The Part Neither Side Wants to Hear
Here is the uncomfortable truth that closes most debates in finance if you let it.
Dividend investors are right that compounding is one of the most powerful forces in personal wealth. They are right that most day traders lose money. They are right that time in the market matters more than timing the market for almost everyone. These are not opinions. They are closer to facts.
But they are also sometimes wrong about the shape of a good life. Not everyone has forty years. Not everyone has the temperament for slow accumulation. Not everyone finds meaning in doing nothing well. Some people need the feedback loop of daily decisions to feel alive in their own finances. For them, a dividend strategy would not be peaceful. It would be torture.
And day traders, in turn, are sometimes right about dividend investors. Some of them really are just hiding behind a strategy to avoid engaging with the market at all. Some of them have confused stillness with wisdom. Some of them have spent years holding positions they should have sold, telling themselves that any action would disturb the sacred process of compounding.

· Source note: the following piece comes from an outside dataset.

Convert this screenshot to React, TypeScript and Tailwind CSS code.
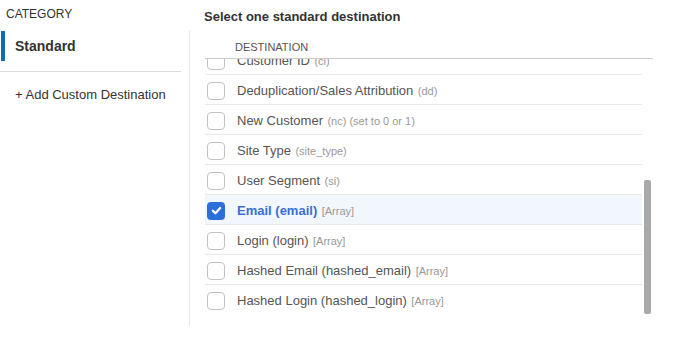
import { useLayoutEffect, useRef } from "react";

type Destination = {
  label: string;
  key: string;
  note?: string;
  array?: boolean;
};

const destinations: Destination[] = [
  { label: "Account ID", key: "ai" },
  { label: "Order ID", key: "oid" },
  { label: "Order Value", key: "ov" },
  { label: "Currency", key: "cur" },
  { label: "Product ID", key: "pid" },
  { label: "Category", key: "cat" },
  { label: "Country", key: "co" },
  { label: "Customer ID", key: "cl" },
  { label: "Deduplication/Sales Attribution", key: "dd" },
  { label: "New Customer", key: "nc", note: "(set to 0 or 1)" },
  { label: "Site Type", key: "site_type" },
  { label: "User Segment", key: "si" },
  { label: "Email", key: "email", array: true },
  { label: "Login", key: "login", array: true },
  { label: "Hashed Email", key: "hashed_email", array: true },
  { label: "Hashed Login", key: "hashed_login", array: true },
];

const selected = "email";

function Checkbox({ checked }: { checked: boolean }) {
  return checked ? (
    <span className="mt-[2px] flex h-[18px] w-[18px] shrink-0 items-center justify-center rounded-[4px] bg-[#2c6fdb]">
      <svg viewBox="0 0 12 12" className="h-[11px] w-[11px]">
        <path
          d="M2 6.3 4.8 9 10 3.3"
          fill="none"
          stroke="white"
          strokeWidth="2.4"
          strokeLinecap="round"
          strokeLinejoin="round"
        />
      </svg>
    </span>
  ) : (
    <span className="mt-[2px] h-[18px] w-[18px] shrink-0 rounded-[4px] border border-[#c2c2c2] bg-white" />
  );
}

function DestinationRow({ item }: { item: Destination }) {
  const active = item.key === selected;
  const array = item.array;
  return (
    <div
      className={`flex h-[30px] items-center gap-[12px] pl-[2px] ${
        active ? "bg-[#f2f7fe]" : ""
      }`}
    >
      <Checkbox checked={active} />
      <span className="truncate">
        {array ? (
          <span
            className={`text-[13px] ${
              active ? "font-bold text-[#3a6ed4]" : "text-[#555]"
            }`}
          >
            {item.label} ({item.key})
          </span>
        ) : (
          <span className="text-[13px] text-[#555]">{item.label}</span>
        )}{" "}
        <span className="text-[11px] text-[#999]">
          {array ? "[Array]" : `(${item.key})`}
          {item.note && ` ${item.note}`}
        </span>
      </span>
    </div>
  );
}

export default function App() {
  const listRef = useRef<HTMLDivElement>(null);

  useLayoutEffect(() => {
    if (listRef.current) listRef.current.scrollTop = listRef.current.scrollHeight;
  }, []);

  return (
    <div className="flex h-[348px] w-[678px] bg-white font-['Liberation_Sans',Arial,sans-serif] text-[#333]">
      <aside className="flex w-[190px] shrink-0 flex-col">
        <div className="h-[31px] pl-[6px] pt-[7px] text-[12px] leading-[15px]">
          CATEGORY
        </div>
        <div className="mb-[23px] flex-1 border-r border-[#e6e6e6]">
          <div className="ml-[1px] flex h-[30px] items-center border-l-4 border-[#0b6fb6] pl-[10px] text-[14px] font-bold">
            Standard
          </div>
          <div className="mt-[10px] mr-[8px] border-t border-[#dcdcdc]" />
          <div className="pl-[15px] pt-[15px] text-[13px] leading-[16px]">
            + Add Custom Destination
          </div>
        </div>
      </aside>

      <section className="flex min-w-0 flex-1 flex-col pl-[15px] pr-[25px]">
        <h2 className="-ml-px pt-[9px] text-[13px] font-bold leading-[16px]">
          Select one standard destination
        </h2>
        <div className="border-b border-[#cccccc] pb-[4px] pl-[30px] pt-[15px] text-[11px] leading-[14px] text-[#555]">
          DESTINATION
        </div>
        <div className="relative">
          <div
            ref={listRef}
            className="mr-[11px] h-[256px] divide-y divide-[#e9e9e9] overflow-hidden"
          >
            {destinations.map((item) => (
              <DestinationRow key={item.key} item={item} />
            ))}
          </div>
          <div className="absolute right-[2px] top-[121px] h-[134px] w-[7px] rounded-[2px] bg-[#a9a9a9]" />
        </div>
      </section>
    </div>
  );
}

The truth, as usual, is that compounding is not a moral category. It is just math. The question is not whether you believe in it. The question is whether the life you want can actually be built on top of it. For most people, the answer is yes. For some, the answer is no. And the loudest arguments in this debate usually come from people who have not yet figured out which group they belong to.
The dividend investor watches the day trader and sees destruction. The day trader watches the dividend investor and sees stagnation. They are both looking at the same market. They are both, in a sense, looking at the same mirror. And what they see reflected back is mostly themselves.